In January, OpenAI launched a system for identifying AI-generated text. This month, the company scrapped it.
OpenAI just admitted it can't identify AI-generated text. That's bad for the internet and it could be really bad for AI models.::In January, OpenAI launched a system for identifying AI-generated text. This month, the company scrapped it.
Predictable issue if you knew the fundamental technology that goes into these models. Hell it should have been obvious it was headed this way to the layperson once they saw the videos and heard the audio.
We're less sensitive to patterns in massive data, the point at which we cant tell fact from ai fiction from the content is before these machines can't tell. Good luck with the FB aunt's.
GANs final goal is to develop content that is indistinguishable... Are we surprised?
Edit since the person below me made a great point. GANs may be limited but there's nothing that says you can't setup a generator and detector llm with the distinct intent to make detectors and generators for the sole purpose of improving the generator.
Two AI are developed at the same time. One that generates and one that discriminates. The generator creates a dataset, it gets mixed in with some real data, then that all of that gets fed into the discriminator whose job is to say "fake or not".
Both AI get better at what they do over time. This arms race creates more convincing generated data over time. You know your generator has reached peak performance when its twin discriminator has a 50/50 success rate. It's just guessing at that point.
There literally cannot be a better AI than the twin discriminator at detecting that generator's work. So anyone trying to make tools to detect chatGPT's writing is going to have a very hard time of it.

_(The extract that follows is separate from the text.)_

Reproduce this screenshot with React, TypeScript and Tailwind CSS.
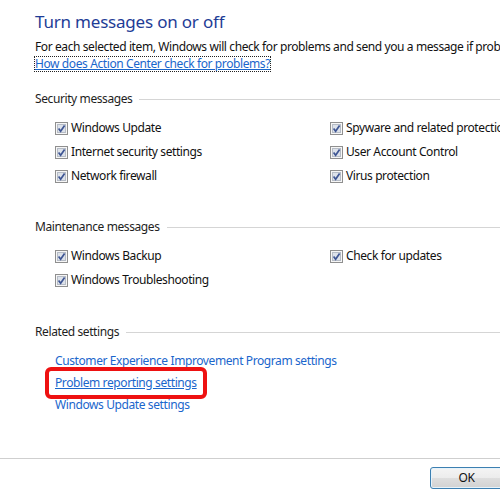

Unless I'm mistaken, aren't GANs mostly old news? Most of the current SOTA image generation models and LLMs are either diffusion-based, transformers, or both. GANs can still generate some pretty darn impressive images, even from a few years ago, but they proved hard to steer and were often trained to generate a single kind of image.
I haven't been in decision analytics for a while (and people smarter than I are working on the problem) but I meant more along the lines of the "model collapse" issue. Just because a human gives a thumbs up or down doesn't make it human written training data to be fed back. Eventually the stuff it outputs becomes "most likely prompt response that this user will thumbs up and accept". (Note: I'm assuming the thumbs up or down have been pulled back into model feedback).
Per my understanding that's not going to remove the core issue which is this:
Any sort of AI detection arms race is doomed. There is ALWAYS new 'real' video for training and even if GANs are a bit outmoded, the core concept of using synthetically generated content to train is a hot thing right now. Technically whomever creates a fake video(s) to train would have a bigger training set than the checkers.
Since we see model collapse when we feed too much of this back to the model we're in a bit of an odd place.
We've not even had a LLM available for the entire year but we're already having trouble distinguishing.
Making waffles so I only did a light google but I don't really think chatgpt is leveraging GANs for it's main algos, simply that the GAN concept could be applied easily to LLM text to further make delineation hard.
We're probably going to need a lot more tests and interviews on critical reasoning and logic skills. Which is probably how it should have been but it'll be weird as that happens.
You're absolutely right: there's what's called an alignment problem between what the human thinks looks superficially like a quality answer and what would actually be a quality answer.
You're correct in that it will always be somewhat of an arms race to detect generated content, as lossy compression and metadata scrubbing can do a lot to make an image unrecognizable to detectors. A few people are trying to create some sort of integrity check for media files, but it would create more privacy issues than it would solve.
We've had LLMs for quite some time now. I think the most notable release in recent history, aside from ChatGPT, was GPT2 in 2019, as it introduced a lot of people to to the concept. It was one of the first language models that was truly "large," although they've gotten much bigger since the release of GPT3 in 2020. RLHF and the focus on fine-tuning for chat and instructability wasn't really a thing until the past year.
Retraining image models on generated imagery does seem to cause problems, but I've noticed fewer issues when people have trained FOSS LLMs on text from OpenAI. In fact, it seems to be a relatively popular way to build training or fine-tuning datasets. Perhaps training a model from scratch could present issues, but generally speaking, training a new model on generated text seems to be less of a problem.
Critical reading and thinking was always a requirement, as I believe you say, but certainly it's something needed for interpreting the output of LLMs in a factual context. I don't really see LLMs themselves outperforming humans on reasoning at this stage, but the text they generate certainly will make those human traits more of a necessity.
Most of the text models released by OpenAI are so-called "Generative Pretrained Transformer" models, with the keyword being "transformer." Transformers are a separate model architecture from GANs, but are certainly similar in more than a few ways.
These all align with my understanding! Only thing I'd mention is that when I said "we've not had llms available" I meant "LLMs this powerful ready for public usage". My b
Yeah, that's fair. The early versions GPT3 kinda sucked compared to what we have now. For example, it basically couldn't rhyme. RLHF or some of the more recent advanced seemed to turbocharge that aspect of LLMs.